Look what I found in an old 1997 issue of Windows Tech Journal… it’s an article by one of our favorite authors, Steve McConnell, called “Upstream Decisions, Downstream Costs”. The article lays out a scenario that most of us will recognize immediately: a fictional software company runs into problems because they don’t do enough planning up front, and end up getting buried with bugs, which cause awful delays. It also has a chart that anyone who’s read a few software engineering textbooks will recognize, showing that the earlier a bug is introduced in the project and the later it’s caught, the more expensive it is to fix.
So now we’ve seen a good, real-world situation where better design practices would have saved a whole lot of money. But what can we do about it in our own projects?
First and foremost, this gives us more ammunition when arguing with our coworkers and our bosses for more time to design our software. It’s really easy to get frustrated during the design phase of a software project, when a few people are generating a lot of paper or diagrams but nobody’s working on the code yet. That’s one of the things that we pointed out in our first book, Applied Software Project Management — that finding problems too late can sink projects. Luckily, there’s a relatively painless fix: adopt good review practices.
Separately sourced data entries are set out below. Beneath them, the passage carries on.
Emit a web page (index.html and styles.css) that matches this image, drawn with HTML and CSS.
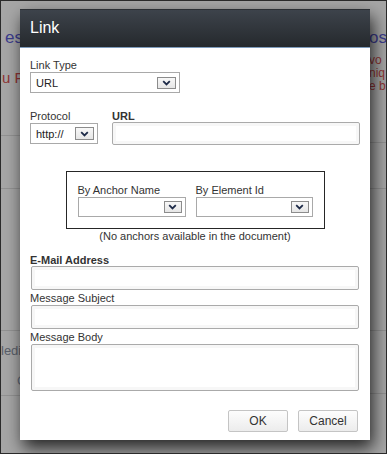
FILE: index.html
```html
<!DOCTYPE html>
<html lang="en">
<head>
  <meta charset="UTF-8">
  <meta name="viewport" content="width=device-width, initial-scale=1.0">
  <title>Link</title>
  <link rel="stylesheet" href="styles.css">
</head>
<body>
  <div class="screen">
    <div class="page">
      <div class="page-col page-left">
        <div class="pg-title">es</div>
        <div class="pg-red pg-red-left">u F</div>
        <div class="pg-line pg-line-a"></div>
        <div class="pg-line pg-line-b"></div>
        <div class="pg-line pg-line-c"></div>
        <div class="pg-muted">ledia</div>
        <div class="pg-muted pg-muted-c">C</div>
        <div class="pg-line pg-line-d"></div>
      </div>
      <div class="page-col page-right">
        <div class="pg-title">os</div>
        <div class="pg-red pg-red-right">
          <div>vo</div>
          <div>niq</div>
          <div>e b</div>
        </div>
        <div class="pg-line pg-line-ra"></div>
        <div class="pg-line pg-line-rb"></div>
        <div class="pg-line pg-line-rc"></div>
        <div class="pg-line pg-line-rd"></div>
      </div>
    </div>

    <div class="dialog">
      <div class="dialog-head">Link</div>
      <div class="dialog-body">
        <div class="label">Link Type</div>
        <div class="select select-type">
          <span>URL</span>
          <span class="arrow"><svg width="9" height="6" viewBox="0 0 9 6"><path d="M1.2 1.2 L4.5 4.4 L7.8 1.2" fill="none" stroke="#1d2a48" stroke-width="1.8"/></svg></span>
        </div>

        <div class="url-row">
          <div class="protocol">
            <div class="label">Protocol</div>
            <div class="select select-protocol">
              <span>http://</span>
              <span class="arrow"><svg width="9" height="6" viewBox="0 0 9 6"><path d="M1.2 1.2 L4.5 4.4 L7.8 1.2" fill="none" stroke="#1d2a48" stroke-width="1.8"/></svg></span>
            </div>
          </div>
          <div class="url">
            <div class="label label-bold label-url">URL</div>
            <div class="input input-url"></div>
          </div>
        </div>

        <div class="anchors">
          <div class="anchor-group anchor-name">
            <div class="label">By Anchor Name</div>
            <div class="select select-anchor">
              <span></span>
              <span class="arrow"><svg width="9" height="6" viewBox="0 0 9 6"><path d="M1.2 1.2 L4.5 4.4 L7.8 1.2" fill="none" stroke="#1d2a48" stroke-width="1.8"/></svg></span>
            </div>
          </div>
          <div class="anchor-group anchor-id">
            <div class="label">By Element Id</div>
            <div class="select select-anchor">
              <span></span>
              <span class="arrow"><svg width="9" height="6" viewBox="0 0 9 6"><path d="M1.2 1.2 L4.5 4.4 L7.8 1.2" fill="none" stroke="#1d2a48" stroke-width="1.8"/></svg></span>
            </div>
          </div>
        </div>
        <div class="note">(No anchors available in the document)</div>

        <div class="label label-bold label-mail">E-Mail Address</div>
        <div class="input"></div>
        <div class="label label-field">Message Subject</div>
        <div class="input"></div>
        <div class="label label-field">Message Body</div>
        <div class="input textarea"></div>

        <div class="buttons">
          <button class="btn">OK</button>
          <button class="btn">Cancel</button>
        </div>
      </div>
    </div>
  </div>
</body>
</html>
```

FILE: styles.css
```css
html, body {
  margin: 0;
  padding: 0;
}
body {
  font-family: "Liberation Sans", Arial, sans-serif;
  background: #a5a5a5;
}
.screen {
  position: relative;
  width: 387px;
  height: 454px;
  box-sizing: border-box;
  border: 1px solid #2a2a2a;
  background: #a6a6a6;
  overflow: hidden;
}

/* page behind the overlay */
.page {
  display: flex;
  justify-content: space-between;
  height: 100%;
}
.page-col {
  white-space: nowrap;
}
.page-left {
  width: 40px;
}
.page-right {
  width: 17px;
  overflow: hidden;
}
.pg-title {
  margin-top: 27px;
  font-size: 17px;
  line-height: 20px;
  color: #3d3d8e;
}
.page-left .pg-title {
  padding-left: 4px;
}
.pg-red {
  color: #8e3434;
}
.pg-red-left {
  margin-top: 21px;
  padding-left: 1px;
  font-size: 15px;
  line-height: 18px;
}
.pg-red-right {
  margin-top: 6px;
  font-size: 12px;
  line-height: 13px;
}
.pg-line {
  height: 1px;
  background: #929292;
}
.page-left .pg-line {
  width: 20px;
}
.pg-line-a { margin-top: 48px; }
.pg-line-b { margin-top: 52px; }
.pg-line-c { margin-top: 141px; }
.pg-line-d { margin-top: 6px; }
.pg-line-ra { margin-top: 49px; }
.pg-line-rb { margin-top: 45px; }
.pg-line-rc { margin-top: 141px; }
.pg-line-rd { margin-top: 62px; }
.pg-muted {
  margin-top: 12px;
  font-size: 13px;
  line-height: 16px;
  color: #5a5f6a;
}
.pg-muted-c {
  margin-top: 14px;
  padding-left: 16px;
  color: #5d6676;
}

/* dialog */
.dialog {
  position: absolute;
  left: 19px;
  top: 8px;
  width: 350px;
  height: 431px;
  background: #fff;
  box-shadow: 3px 8px 16px rgba(0, 0, 0, 0.78);
}
.dialog-head {
  height: 39px;
  box-sizing: border-box;
  border-top: 1px solid #2b2f34;
  border-bottom: 1px solid #7d9bbb;
  background: linear-gradient(#3d434b, #25292d);
  color: #fff;
  font-size: 16px;
  line-height: 36px;
  padding-left: 10px;
}
.dialog-body {
  padding: 11px 10px 0 10px;
}
.label {
  font-size: 11px;
  line-height: 13px;
  color: #333;
}
.label-bold {
  font-weight: bold;
}

.select {
  display: flex;
  align-items: center;
  justify-content: space-between;
  box-sizing: border-box;
  border: 1px solid #a9a9a9;
  background: #fff;
  font-size: 11px;
  color: #222;
  padding-left: 5px;
  padding-right: 3px;
}
.select-type {
  width: 150px;
  height: 21px;
}
.arrow {
  display: flex;
  align-items: center;
  justify-content: center;
  width: 19px;
  height: 12px;
  box-sizing: border-box;
  border: 1px solid #8c8c8c;
  background: linear-gradient(#f8f8f8, #e6e6e6);
}

.url-row {
  display: flex;
  margin-top: 17px;
}
.select-protocol {
  width: 68px;
  height: 21px;
}
.select-protocol .arrow {
  height: 13px;
}
.url {
  flex: 1;
  margin-left: 14px;
}
.label-url {
  line-height: 12px;
}
.input {
  box-sizing: border-box;
  height: 24px;
  margin-left: 1px;
  margin-right: 1px;
  border: 1px solid #aaa;
  border-radius: 2px;
  background: #fff;
  box-shadow: inset 0 0 0 3px #f7f7f7;
}
.input-url {
  height: 23px;
  margin-left: 0;
  margin-right: 0;
}

.anchors {
  display: flex;
  gap: 10px;
  width: 259px;
  box-sizing: border-box;
  margin: 26px auto 0;
  border: 1px solid #262626;
  padding: 12px 11px 11px 11px;
}
.anchor-name {
  width: 108px;
}
.anchor-id {
  width: 117px;
}
.select-anchor {
  height: 20px;
}
.select-anchor .arrow {
  width: 18px;
}
.note {
  margin-top: 1px;
  text-align: center;
  font-size: 11px;
  line-height: 13px;
  color: #333;
}

.label-mail {
  margin-top: 11px;
  line-height: 12px;
}
.label-field {
  margin-top: 1px;
  line-height: 14px;
}
.textarea {
  height: 47px;
}

.buttons {
  display: flex;
  justify-content: flex-end;
  gap: 10px;
  margin-top: 19px;
  margin-right: 2px;
}
.btn {
  width: 60px;
  height: 22px;
  padding: 0;
  border: 1px solid #c4c4c4;
  border-radius: 2px;
  background: linear-gradient(#fdfdfd, #ececec);
  font-family: "Liberation Sans", Arial, sans-serif;
  font-size: 12px;
  color: #333;
}
```
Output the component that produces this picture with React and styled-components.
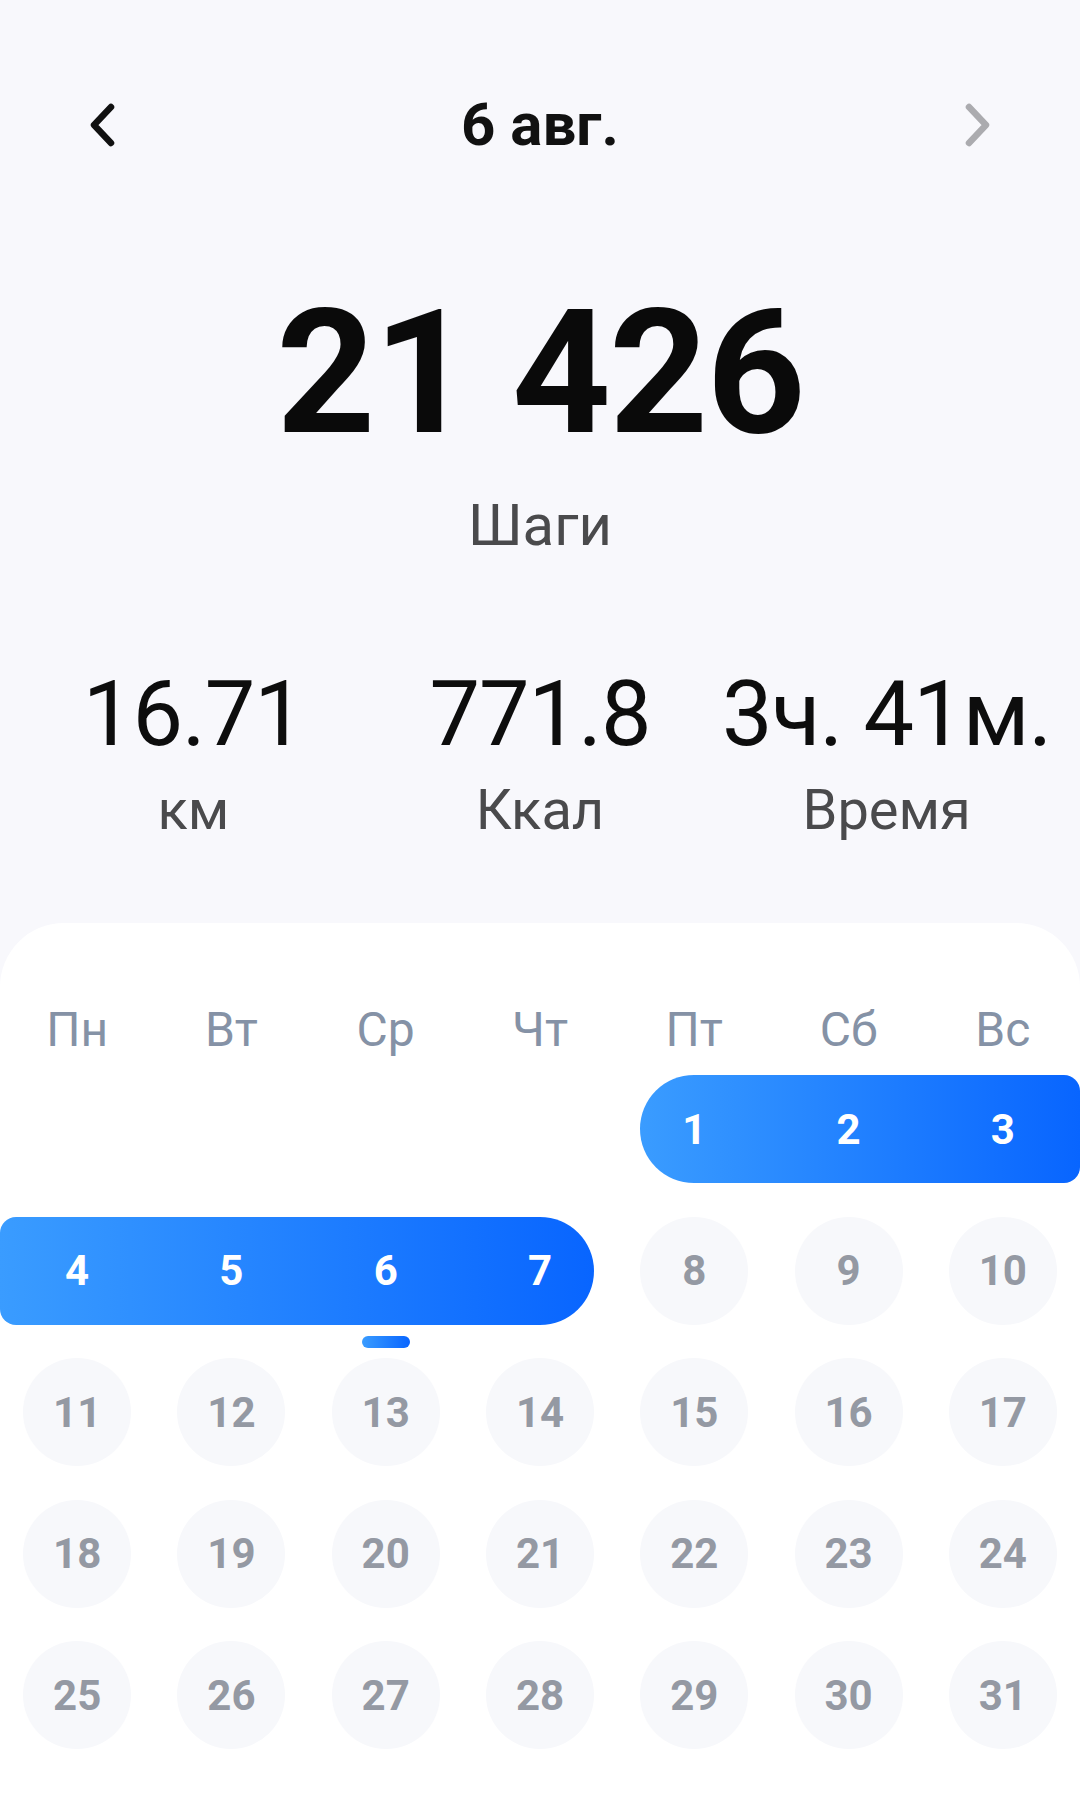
import React from 'react';
import styled, { createGlobalStyle } from 'styled-components';

const GlobalStyle = createGlobalStyle`
  html, body {
    margin: 0;
    padding: 0;
    background: #f8f8fc;
  }
  body {
    font-family: Roboto, 'Noto Sans', 'Liberation Sans', sans-serif;
  }
  * {
    box-sizing: border-box;
  }
`;

const weekDays = ['Пн', 'Вт', 'Ср', 'Чт', 'Пт', 'Сб', 'Вс'];
const firstOffset = 4; // 1 августа — пятница
const daysInMonth = 31;
const rangeStart = 1;
const rangeEnd = 7;
const selectedDay = 6;

const days = Array.from({ length: daysInMonth }, (_, i) => {
  const day = i + 1;
  const index = i + firstOffset;
  return {
    day,
    row: Math.floor(index / 7) + 1,
    col: (index % 7) + 1,
    inRange: day >= rangeStart && day <= rangeEnd,
  };
});

// pieces of the selected week, one per calendar row
const rangePieces = [
  { row: 1, from: 5, to: 8, capLeft: true, capRight: false },
  { row: 2, from: 1, to: 5, capLeft: false, capRight: true },
];

function Chevron({ direction, color }) {
  const d = direction === 'left' ? 'M23 5 L6 23 L23 41' : 'M5 5 L22 23 L5 41';
  return (
    <ChevronIcon viewBox="0 0 28 46" width="28" height="46">
      <path
        d={d}
        fill="none"
        stroke={color}
        strokeWidth="6.5"
        strokeLinecap="round"
        strokeLinejoin="round"
      />
    </ChevronIcon>
  );
}

export default function App() {
  return (
    <>
      <GlobalStyle />
      <Page>
        <Header>
          <NavButton>
            <Chevron direction="left" color="#111111" />
          </NavButton>
          <Title>6 авг.</Title>
          <NavButton>
            <Chevron direction="right" color="#ababaf" />
          </NavButton>
        </Header>

        <StepsBlock>
          <StepsValue>21 426</StepsValue>
          <StepsLabel>Шаги</StepsLabel>
        </StepsBlock>

        <Stats>
          <Stat>
            <StatValue>16.71</StatValue>
            <StatLabel>км</StatLabel>
          </Stat>
          <Stat>
            <StatValue>771.8</StatValue>
            <StatLabel>Ккал</StatLabel>
          </Stat>
          <Stat>
            <StatValue>3ч. 41м.</StatValue>
            <StatLabel>Время</StatLabel>
          </Stat>
        </Stats>

        <CalendarCard>
          <WeekHeader>
            {weekDays.map((w) => (
              <WeekDay key={w}>{w}</WeekDay>
            ))}
          </WeekHeader>
          <DaysGrid>
            {rangePieces.map((p) => (
              <RangePill
                key={p.row}
                style={{ gridRow: p.row, gridColumn: `${p.from} / ${p.to}` }}
                $capLeft={p.capLeft}
                $capRight={p.capRight}
              />
            ))}
            {days.map((d) => (
              <DayCell key={d.day} style={{ gridRow: d.row, gridColumn: d.col }}>
                <DayCircle $active={d.inRange}>
                  {d.day}
                  {d.day === selectedDay && <TodayMark />}
                </DayCircle>
              </DayCell>
            ))}
          </DaysGrid>
        </CalendarCard>
      </Page>
    </>
  );
}

const Page = styled.div`
  min-height: 1801px;
  display: flex;
  flex-direction: column;
  background: #f8f8fc;
`;

const Header = styled.header`
  display: flex;
  align-items: center;
  justify-content: space-between;
  height: 60px;
  margin-top: 95px;
  padding: 0 88px 0 88px;
`;

const NavButton = styled.div`
  width: 28px;
  height: 46px;
  display: flex;
  align-items: center;
  justify-content: center;
`;

const ChevronIcon = styled.svg`
  display: block;
`;

const Title = styled.h1`
  margin: 0;
  font-size: 60px;
  line-height: 60px;
  font-weight: 700;
  color: #111111;
`;

const StepsBlock = styled.section`
  display: flex;
  flex-direction: column;
  align-items: center;
  margin-top: 132px;
`;

const StepsValue = styled.div`
  font-size: 173px;
  line-height: 1;
  font-weight: 700;
  color: #0a0a0a;
  letter-spacing: -2px;
`;

const StepsLabel = styled.div`
  margin-top: 36px;
  font-size: 58px;
  line-height: 1;
  color: #4a4a4c;
`;

const Stats = styled.section`
  display: grid;
  grid-template-columns: repeat(3, 1fr);
  padding: 0 20px;
  margin-top: 116px;
`;

const Stat = styled.div`
  display: flex;
  flex-direction: column;
  align-items: center;
  gap: 22px;
`;

const StatValue = styled.div`
  font-size: 90px;
  line-height: 1;
  color: #0d0d0d;
  letter-spacing: -1px;
  white-space: nowrap;
`;

const StatLabel = styled.div`
  font-size: 56px;
  line-height: 1;
  color: #4a4a4c;
`;

const CalendarCard = styled.section`
  flex: 1;
  margin-top: 85px;
  padding-top: 83px;
  background: #ffffff;
  border-radius: 64px 64px 0 0;
`;

const WeekHeader = styled.div`
  display: grid;
  grid-template-columns: repeat(7, 1fr);
`;

const WeekDay = styled.div`
  text-align: center;
  font-size: 48px;
  line-height: 1;
  color: #8592a6;
`;

const DaysGrid = styled.div`
  display: grid;
  grid-template-columns: repeat(7, 1fr);
  grid-auto-rows: 108px;
  row-gap: 33.5px;
  margin-top: 21px;
`;

const RangePill = styled.div`
  z-index: 0;
  background: linear-gradient(90deg, #3a9cff 0%, #0865ff 100%);
  margin-left: ${(p) => (p.$capLeft ? '23px' : '0')};
  margin-right: ${(p) => (p.$capRight ? '23px' : '0')};
  border-radius: ${(p) =>
    `${p.$capLeft ? '54px' : '16px'} ${p.$capRight ? '54px' : '16px'} ${
      p.$capRight ? '54px' : '16px'
    } ${p.$capLeft ? '54px' : '16px'}`};
`;

const DayCell = styled.div`
  z-index: 1;
  display: flex;
  align-items: center;
  justify-content: center;
`;

const DayCircle = styled.div`
  position: relative;
  width: 108px;
  height: 108px;
  border-radius: 50%;
  display: flex;
  align-items: center;
  justify-content: center;
  font-size: 42px;
  font-weight: 700;
  background: ${(p) => (p.$active ? 'transparent' : '#f7f8fb')};
  color: ${(p) => (p.$active ? '#ffffff' : '#9499a3')};
`;

const TodayMark = styled.span`
  position: absolute;
  left: 50%;
  top: calc(100% + 11px);
  transform: translateX(-50%);
  width: 48px;
  height: 12px;
  border-radius: 6px;
  background: linear-gradient(90deg, #3a9cff 0%, #0865ff 100%);
`;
This is something that our friends in the open source world are really good at. Jenny and I talked about this in an ONLamp.com article we wrote last year called “What Corporate Projects Should Learn from Open Source”. A lot of high-profile, successful open source projects have very careful reviews, where they scrutinize scope and design decisions before they start coding. (To be fair, a lot of high-profile, successful closed source projects do the same, but we can’t just go to their websites and see their review results.)
So the moral of the story is that it often costs less to spend more time and money on design up front. And I bet there are some Microsoft shareholders that will agree.